### Data shown
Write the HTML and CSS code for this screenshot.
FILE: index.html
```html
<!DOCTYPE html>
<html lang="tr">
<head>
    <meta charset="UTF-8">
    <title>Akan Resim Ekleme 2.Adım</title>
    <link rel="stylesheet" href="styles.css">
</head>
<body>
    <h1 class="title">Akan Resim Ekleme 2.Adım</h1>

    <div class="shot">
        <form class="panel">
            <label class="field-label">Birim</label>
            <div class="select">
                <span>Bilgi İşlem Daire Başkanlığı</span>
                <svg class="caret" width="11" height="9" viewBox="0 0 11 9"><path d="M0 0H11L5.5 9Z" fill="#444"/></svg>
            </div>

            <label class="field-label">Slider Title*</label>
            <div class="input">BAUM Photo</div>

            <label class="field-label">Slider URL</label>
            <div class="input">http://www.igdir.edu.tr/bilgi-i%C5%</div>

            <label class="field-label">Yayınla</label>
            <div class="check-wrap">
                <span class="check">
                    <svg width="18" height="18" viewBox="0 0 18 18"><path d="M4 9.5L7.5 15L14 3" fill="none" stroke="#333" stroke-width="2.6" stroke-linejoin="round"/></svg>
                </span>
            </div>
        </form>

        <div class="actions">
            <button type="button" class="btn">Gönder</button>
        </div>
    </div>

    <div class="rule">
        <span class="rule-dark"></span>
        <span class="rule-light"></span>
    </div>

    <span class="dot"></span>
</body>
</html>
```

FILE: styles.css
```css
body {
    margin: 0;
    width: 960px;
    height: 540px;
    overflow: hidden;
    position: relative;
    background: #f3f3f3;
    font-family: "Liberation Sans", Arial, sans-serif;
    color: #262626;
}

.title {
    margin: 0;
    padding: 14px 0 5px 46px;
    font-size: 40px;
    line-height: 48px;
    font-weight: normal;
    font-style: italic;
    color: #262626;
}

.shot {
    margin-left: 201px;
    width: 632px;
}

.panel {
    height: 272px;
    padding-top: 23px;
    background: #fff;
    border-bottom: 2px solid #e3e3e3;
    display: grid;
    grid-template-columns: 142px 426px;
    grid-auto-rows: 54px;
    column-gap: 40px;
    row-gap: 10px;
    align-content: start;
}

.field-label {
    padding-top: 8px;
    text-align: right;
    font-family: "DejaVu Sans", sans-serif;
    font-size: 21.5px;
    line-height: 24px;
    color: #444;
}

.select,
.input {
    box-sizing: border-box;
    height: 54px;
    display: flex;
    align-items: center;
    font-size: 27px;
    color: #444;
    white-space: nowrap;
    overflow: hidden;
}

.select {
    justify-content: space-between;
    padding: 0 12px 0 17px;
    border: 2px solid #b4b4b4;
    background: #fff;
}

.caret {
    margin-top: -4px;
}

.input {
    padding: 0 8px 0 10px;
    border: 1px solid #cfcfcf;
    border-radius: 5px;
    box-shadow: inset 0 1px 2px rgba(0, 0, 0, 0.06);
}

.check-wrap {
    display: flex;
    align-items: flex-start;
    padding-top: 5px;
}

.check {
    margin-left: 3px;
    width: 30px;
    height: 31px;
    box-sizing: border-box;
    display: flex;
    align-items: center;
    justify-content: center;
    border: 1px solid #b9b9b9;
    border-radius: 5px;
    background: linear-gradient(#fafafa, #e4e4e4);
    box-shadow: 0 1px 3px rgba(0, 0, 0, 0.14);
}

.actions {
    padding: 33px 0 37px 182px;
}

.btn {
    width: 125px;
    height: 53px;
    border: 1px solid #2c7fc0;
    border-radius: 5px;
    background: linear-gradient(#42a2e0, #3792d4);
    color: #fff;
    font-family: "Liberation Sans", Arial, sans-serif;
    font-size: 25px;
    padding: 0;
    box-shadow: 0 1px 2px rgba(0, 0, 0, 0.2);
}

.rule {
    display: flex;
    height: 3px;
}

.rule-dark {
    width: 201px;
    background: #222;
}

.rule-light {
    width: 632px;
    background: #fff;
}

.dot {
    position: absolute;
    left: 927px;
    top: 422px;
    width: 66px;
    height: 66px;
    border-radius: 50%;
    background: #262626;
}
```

### Exercise objective
Transcribe the material above in its entirety. Match it exactly.

### The completed task
Write the HTML and CSS code for this screenshot.
FILE: index.html
```html
<!DOCTYPE html>
<html lang="tr">
<head>
    <meta charset="UTF-8">
    <title>Akan Resim Ekleme 2.Adım</title>
    <link rel="stylesheet" href="styles.css">
</head>
<body>
    <h1 class="title">Akan Resim Ekleme 2.Adım</h1>

    <div class="shot">
        <form class="panel">
            <label class="field-label">Birim</label>
            <div class="select">
                <span>Bilgi İşlem Daire Başkanlığı</span>
                <svg class="caret" width="11" height="9" viewBox="0 0 11 9"><path d="M0 0H11L5.5 9Z" fill="#444"/></svg>
            </div>

            <label class="field-label">Slider Title*</label>
            <div class="input">BAUM Photo</div>

            <label class="field-label">Slider URL</label>
            <div class="input">http://www.igdir.edu.tr/bilgi-i%C5%</div>

            <label class="field-label">Yayınla</label>
            <div class="check-wrap">
                <span class="check">
                    <svg width="18" height="18" viewBox="0 0 18 18"><path d="M4 9.5L7.5 15L14 3" fill="none" stroke="#333" stroke-width="2.6" stroke-linejoin="round"/></svg>
                </span>
            </div>
        </form>

        <div class="actions">
            <button type="button" class="btn">Gönder</button>
        </div>
    </div>

    <div class="rule">
        <span class="rule-dark"></span>
        <span class="rule-light"></span>
    </div>

    <span class="dot"></span>
</body>
</html>
```

FILE: styles.css
```css
body {
    margin: 0;
    width: 960px;
    height: 540px;
    overflow: hidden;
    position: relative;
    background: #f3f3f3;
    font-family: "Liberation Sans", Arial, sans-serif;
    color: #262626;
}

.title {
    margin: 0;
    padding: 14px 0 5px 46px;
    font-size: 40px;
    line-height: 48px;
    font-weight: normal;
    font-style: italic;
    color: #262626;
}

.shot {
    margin-left: 201px;
    width: 632px;
}

.panel {
    height: 272px;
    padding-top: 23px;
    background: #fff;
    border-bottom: 2px solid #e3e3e3;
    display: grid;
    grid-template-columns: 142px 426px;
    grid-auto-rows: 54px;
    column-gap: 40px;
    row-gap: 10px;
    align-content: start;
}

.field-label {
    padding-top: 8px;
    text-align: right;
    font-family: "DejaVu Sans", sans-serif;
    font-size: 21.5px;
    line-height: 24px;
    color: #444;
}

.select,
.input {
    box-sizing: border-box;
    height: 54px;
    display: flex;
    align-items: center;
    font-size: 27px;
    color: #444;
    white-space: nowrap;
    overflow: hidden;
}

.select {
    justify-content: space-between;
    padding: 0 12px 0 17px;
    border: 2px solid #b4b4b4;
    background: #fff;
}

.caret {
    margin-top: -4px;
}

.input {
    padding: 0 8px 0 10px;
    border: 1px solid #cfcfcf;
    border-radius: 5px;
    box-shadow: inset 0 1px 2px rgba(0, 0, 0, 0.06);
}

.check-wrap {
    display: flex;
    align-items: flex-start;
    padding-top: 5px;
}

.check {
    margin-left: 3px;
    width: 30px;
    height: 31px;
    box-sizing: border-box;
    display: flex;
    align-items: center;
    justify-content: center;
    border: 1px solid #b9b9b9;
    border-radius: 5px;
    background: linear-gradient(#fafafa, #e4e4e4);
    box-shadow: 0 1px 3px rgba(0, 0, 0, 0.14);
}

.actions {
    padding: 33px 0 37px 182px;
}

.btn {
    width: 125px;
    height: 53px;
    border: 1px solid #2c7fc0;
    border-radius: 5px;
    background: linear-gradient(#42a2e0, #3792d4);
    color: #fff;
    font-family: "Liberation Sans", Arial, sans-serif;
    font-size: 25px;
    padding: 0;
    box-shadow: 0 1px 2px rgba(0, 0, 0, 0.2);
}

.rule {
    display: flex;
    height: 3px;
}

.rule-dark {
    width: 201px;
    background: #222;
}

.rule-light {
    width: 632px;
    background: #fff;
}

.dot {
    position: absolute;
    left: 927px;
    top: 422px;
    width: 66px;
    height: 66px;
    border-radius: 50%;
    background: #262626;
}
```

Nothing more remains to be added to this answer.